At the same time, areas exposed to energy and raw material costs are coming under pressure. Fuel-related industries and chemical segments are seeing contractions as higher input costs and supply constraints begin to weigh on activity. Firms are also adjusting their operating models, shifting sourcing strategies towards regional partners to manage rising logistics and electricity costs.

 

This is not a contradiction. It reflects the dual nature of the current environment, where structural demand continues to support growth, even as cost pressures begin to reshape how that growth is sustained.

 

Supply Chains Are Being Rewritten

 

Beyond the immediate data, a more structural shift is taking place.

 

Disruptions to key trade routes and rising transport costs are forcing companies to rethink how supply chains are organised. Efficiency is no longer the sole priority. Resilience, flexibility and proximity are becoming equally important considerations.

 

This shift is already visible in the growing emphasis on regionalisation. Firms are shortening supply chains, diversifying sourcing and reducing reliance on single routes or production centres. Singapore’s increasing integration with nearby manufacturing hubs reflects this broader trend, which is likely to persist even if current disruptions ease.

 

Policy Choices Are Becoming More Difficult 

 

The policy environment is becoming more constrained as these pressures build.

 

Rising costs are feeding into inflation even as growth slows in several regions. This limits the ability of central banks to respond decisively. Supporting growth risks reinforcing price pressures, while maintaining tighter conditions increases the strain on already fragile sectors.

 

Recent developments reflect this tension.
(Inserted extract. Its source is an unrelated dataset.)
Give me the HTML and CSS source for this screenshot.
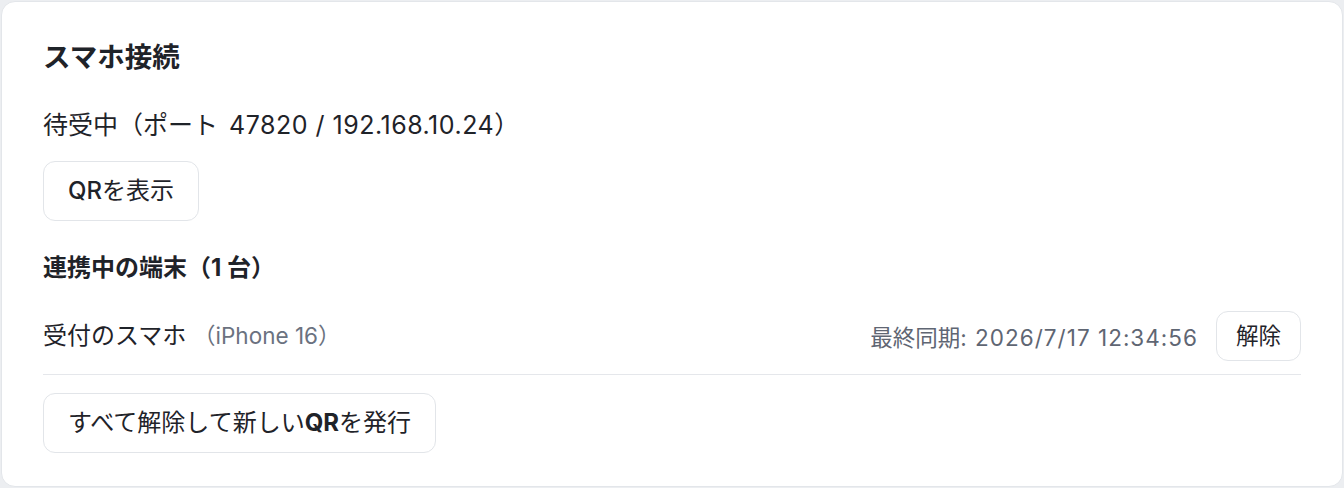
FILE: index.html
```html
<!DOCTYPE html>
<html lang="ja">
<head>
    <meta charset="UTF-8">
    <meta name="viewport" content="width=device-width, initial-scale=1.0">
    <title>スマホ接続</title>
    <link rel="stylesheet" href="styles.css">
</head>
<body>

<div class="card">
    <h1>スマホ接続</h1>

    <p class="status">待受中（ポート <span class="num">47820 / 192.168.10.24</span>）</p>

    <div class="actions">
        <button class="btn btn-lg" type="button"><span class="latin">QR</span>を表示</button>
    </div>

    <h2>連携中の端末（1 台）</h2>

    <!-- Paired devices -->
    <ul class="devices">
        <li class="device">
            <div class="device-name">受付のスマホ <span class="device-model">（iPhone 16）</span></div>
            <div class="device-meta">
                <span class="last-sync">最終同期<span class="num">: 2026/7/17 12:34:56</span></span>
                <button class="btn btn-sm" type="button">解除</button>
            </div>
        </li>
    </ul>

    <div class="actions">
        <button class="btn btn-lg" type="button">すべて解除して新しい<span class="latin strong">QR</span>を発行</button>
    </div>
</div>

</body>
</html>
```

FILE: styles.css
```css
/* Basic Reset */
* {
    margin: 0;
    padding: 0;
    box-sizing: border-box;
}
html, body {
    height: 100%;
}
body {
    font-family: "Inter", "Noto Sans CJK JP", sans-serif;
    background-color: #eceef1;
    color: #1f2329;
    padding: 1px;
}
.card {
    height: 100%;
    background-color: #fff;
    border: 1px solid #e3e6ea;
    border-radius: 14px;
    padding: 39px 41px 33px;
    display: flex;
    flex-direction: column;
}
h1 {
    font-size: 27.5px;
    font-weight: 700;
    line-height: 32px;
}
.status {
    font-size: 25px;
    line-height: 36px;
    margin-top: 34px;
}
.num {
    letter-spacing: 0.045em;
}
.status .num {
    letter-spacing: 0.02em;
    margin-left: 4px;
}
.actions {
    display: flex;
    margin-top: 18px;
}
h2 {
    font-size: 24px;
    font-weight: 700;
    line-height: 32px;
    margin-top: 31px;
}
.devices {
    list-style: none;
    margin-top: 27px;
}
.device {
    display: flex;
    align-items: center;
    justify-content: space-between;
    padding-bottom: 13px;
    border-bottom: 1px solid #e5e7eb;
}
.device-name {
    font-size: 24px;
    line-height: 36px;
}
.device-model {
    color: #6b7280;
    font-size: 22.5px;
}
.device-meta {
    display: flex;
    align-items: center;
    gap: 18px;
}
.last-sync {
    color: #5f6673;
    font-size: 22.5px;
}
.btn {
    font-family: inherit;
    color: #1f2329;
    background-color: #fff;
    border: 1.5px solid #e2e5e9;
    border-radius: 12px;
    cursor: pointer;
}
.btn:hover {
    background-color: #f7f8fa;
}
.btn-lg {
    font-size: 24px;
    line-height: 36px;
    padding: 11px 24px;
}
.btn-sm {
    font-size: 22.5px;
    line-height: 34px;
    padding: 7px 19px;
}
.latin {
    font-weight: 500;
}
.latin.strong {
    font-weight: 700;
}
```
In Indonesia, the central bank has prioritised currency stability through a larger-than-expected rate increase, even as growth concerns remain. Elsewhere, policymakers are signalling caution, aware that the margin for error is narrowing.

 

What This Means Now

 

The global economy is not facing an immediate breakdown. Activity continues, and several sectors remain supported by structural demand, particularly in technology and trade-linked industries.

 

What has changed is the quality of that growth. Momentum is becoming more uneven, cost pressures are spreading, and the behaviour sustaining activity is increasingly defensive. The system continues to function, but with less margin for error and greater sensitivity to further shocks.

 

The global economy is still expanding, but under increasingly demanding conditions. How long that can continue without a broader adjustment is becoming less certain.